** BEGIN Supplied material **

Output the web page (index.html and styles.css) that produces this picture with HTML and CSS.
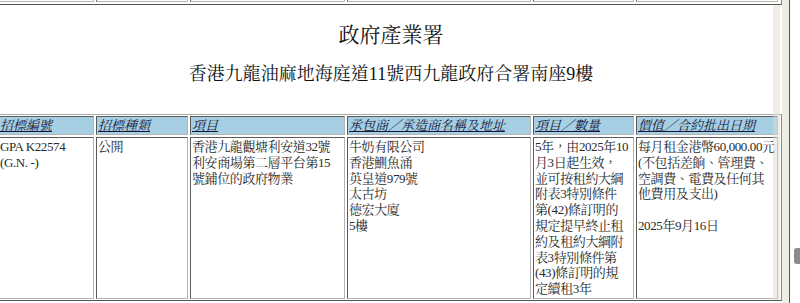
FILE: index.html
```html
<!DOCTYPE html>
<html lang="zh-Hant">
<head>
<meta charset="utf-8">
<title>政府產業署</title>
<link rel="stylesheet" href="styles.css">
</head>
<body>
<div class="window">
  <main class="page">
    <div class="prev">
      <div class="prev-cell"></div>
      <div class="prev-cell"></div>
      <div class="prev-cell"></div>
      <div class="prev-cell"></div>
      <div class="prev-cell"></div>
      <div class="prev-cell"></div>
    </div>
    <header class="heading">
      <h2 class="title">政府產業署</h2>
      <h3 class="address">香港九龍油麻地海庭道11號西九龍政府合署南座9樓</h3>
    </header>
    <div class="tender">
      <div class="th"><a>招標編號</a></div>
      <div class="th"><a>招標種類</a></div>
      <div class="th"><a>項目</a></div>
      <div class="th"><a>承包商／承造商名稱及地址</a></div>
      <div class="th"><a>項目／數量</a></div>
      <div class="th"><a>價值／合約批出日期</a></div>

      <div class="td">GPA K22574 (G.N. -)</div>
      <div class="td">公開</div>
      <div class="td nw">香港九龍觀塘利安道32號<br>利安商場第二層平台第15<br>號鋪位的政府物業</div>
      <div class="td nw">牛奶有限公司<br>香港鰂魚涌<br>英皇道979號<br>太古坊<br>德宏大廈<br>5樓</div>
      <div class="td nw">5年，由2025年10<br>月3日起生效，<br>並可按租約大綱<br>附表3特別條件<br>第(42)條訂明的<br>規定提早終止租<br>約及租約大綱附<br>表3特別條件第<br>(43)條訂明的規<br>定續租3年</div>
      <div class="td nw">每月租金港幣60,000.00元<br>(不包括差餉、管理費、<br>空調費、電費及任何其<br>他費用及支出)<br><br>2025年9月16日</div>
    </div>
    <div class="edge-strip"></div>
  </main>
  <div class="frame-edge"></div>
  <div class="scrollbar"><div class="thumb"></div></div>
</div>
</body>
</html>
```

FILE: styles.css
```css
* { box-sizing: border-box; }
html, body { margin: 0; padding: 0; }
body {
  background: #ffffff;
  font-family: "Liberation Serif", "Noto Serif CJK TC", "Noto Sans CJK TC", serif;
  color: #222222;
  overflow: hidden;
}
.window {
  display: flex;
  width: 800px;
  height: 303px;
  overflow: hidden;
}
.page {
  position: relative;
  width: 782px;
  flex: none;
  overflow: hidden;
  background: #ffffff;
}
.edge-strip {
  position: absolute;
  left: 773px;
  top: 5px;
  width: 7px;
  height: 295px;
  background: rgba(223, 219, 205, 0.5);
}
.frame-edge {
  width: 8px;
  flex: none;
  background: #efede6;
  border-right: 1px solid #555555;
}
.scrollbar {
  width: 10px;
  flex: none;
  background: #ffffff;
  padding-top: 248px;
  padding-left: 4px;
}
.thumb {
  width: 6px;
  height: 16px;
  background: #8b8b8b;
  border-radius: 3px 0 0 3px;
}

/* bottom of the previous table */
.prev {
  display: grid;
  grid-template-columns: 96px 92px 155px 184px 101px 142px;
  column-gap: 2px;
  margin-left: -4px;
  width: 786px;
  height: 5px;
  padding: 0 2px 2px 2px;
  border-bottom: 1px solid #555555;
  border-right: 1px solid #8a8a8a;
}
.prev-cell {
  border-left: 1px solid #666666;
  border-right: 1px solid #b5b5b5;
  border-bottom: 1px solid #b5b5b5;
}

.heading {
  text-align: center;
  color: #111111;
  padding-top: 18px;
}
.title {
  margin: 0;
  font-size: 21px;
  font-weight: normal;
  line-height: 24px;
}
.address {
  margin: 17px 0 0 0;
  font-size: 18px;
  font-weight: normal;
  line-height: 21px;
}

.tender {
  display: grid;
  grid-template-columns: 96px 92px 155px 184px 101px 142px;
  gap: 2px;
  margin: 29px 0 0 -4px;
  width: 786px;
  padding: 1px;
  border-top: 1px solid #a8a8a8;
  border-left: 1px solid #a8a8a8;
  border-right: 1px solid #8a8a8a;
  border-bottom: 1px solid #555555;
  font-size: 13px;
}
.th, .td {
  border-top: 1px solid #5a5a5a;
  border-left: 1px solid #5a5a5a;
  border-right: 1px solid #b5b5b5;
  border-bottom: 1px solid #b5b5b5;
  padding: 1px;
}
.th {
  background: #a6cfe3;
  line-height: 15px;
  white-space: nowrap;
  overflow: hidden;
}
.th a {
  color: #16163a;
  font-style: italic;
  text-decoration: underline;
}
.td {
  line-height: 15.8px;
  color: #2a2a2a;
  letter-spacing: -0.4px;
}
.nw { white-space: nowrap; }
```
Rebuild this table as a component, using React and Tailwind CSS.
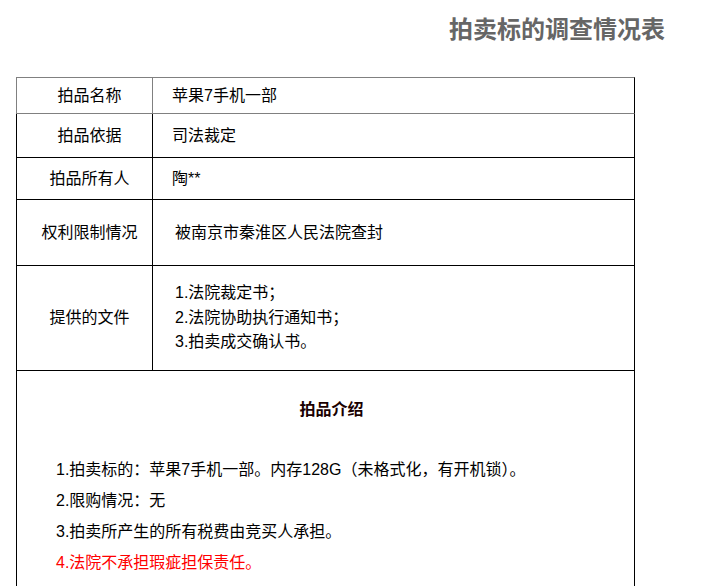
export default function App() {
  const font = { fontFamily: '"Liberation Sans", "Noto Sans CJK SC", sans-serif' };
  return (
    <div className="w-[722px] h-[586px] overflow-hidden bg-white text-black" style={font}>
      <div className="flex justify-end pr-[57px] pt-[14px] h-[77px]">
        <div className="text-[24px] leading-[32px] font-bold text-[#666666]">拍卖标的调查情况表</div>
      </div>
      <div className="ml-[16px] w-[619px] text-[16px]">
        <div className="flex h-[37px] border-t border-l border-b border-r border-[#808080] border-r-black">
          <div className="w-[136px] shrink-0 border-r border-[#808080] flex items-center justify-center pl-[10px]">拍品名称</div>
          <div className="flex items-center pl-[19px]">苹果7手机一部</div>
        </div>
        <div className="flex h-[44px] border-l border-r border-b border-black">
          <div className="w-[136px] shrink-0 border-r border-black flex items-center justify-center pl-[10px]">拍品依据</div>
          <div className="flex items-center pl-[19px]">司法裁定</div>
        </div>
        <div className="flex h-[42px] border-l border-r border-b border-black">
          <div className="w-[136px] shrink-0 border-r border-black flex items-center justify-center pl-[10px]">拍品所有人</div>
          <div className="flex items-center pl-[19px]">陶**</div>
        </div>
        <div className="flex h-[66px] border-l border-r border-b border-black">
          <div className="w-[136px] shrink-0 border-r border-black flex items-center justify-center pl-[10px]">权利限制情况</div>
          <div className="flex items-center pl-[22px]">被南京市秦淮区人民法院查封</div>
        </div>
        <div className="flex h-[105px] border-l border-r border-b border-black">
          <div className="w-[136px] shrink-0 border-r border-black flex items-center justify-center pl-[10px]">提供的文件</div>
          <div className="flex flex-col justify-center pl-[22px] leading-[24.5px]">
            <div>1.法院裁定书；</div>
            <div>2.法院协助执行通知书；</div>
            <div>3.拍卖成交确认书。</div>
          </div>
        </div>
        <div className="h-[220px] border-l border-r border-black">
          <div className="pt-[27px] pl-[12px] text-center font-bold leading-[24px] text-[#1a0000]">拍品介绍</div>
          <div className="pt-[32px] pl-[39px] leading-[31px]">
            <div>1.拍卖标的：苹果7手机一部。内存128G（未格式化，有开机锁）。</div>
            <div>2.限购情况：无</div>
            <div>3.拍卖所产生的所有税费由竞买人承担。</div>
            <div className="text-[#ff0000]">4.法院不承担瑕疵担保责任。</div>
          </div>
        </div>
      </div>
    </div>
  );
}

** END Supplied material **

What to work on.
Locate each line with the word "table" and copy it.

Full output.
/* bottom of the previous table */
Rebuild this table as a component, using React and Tailwind CSS.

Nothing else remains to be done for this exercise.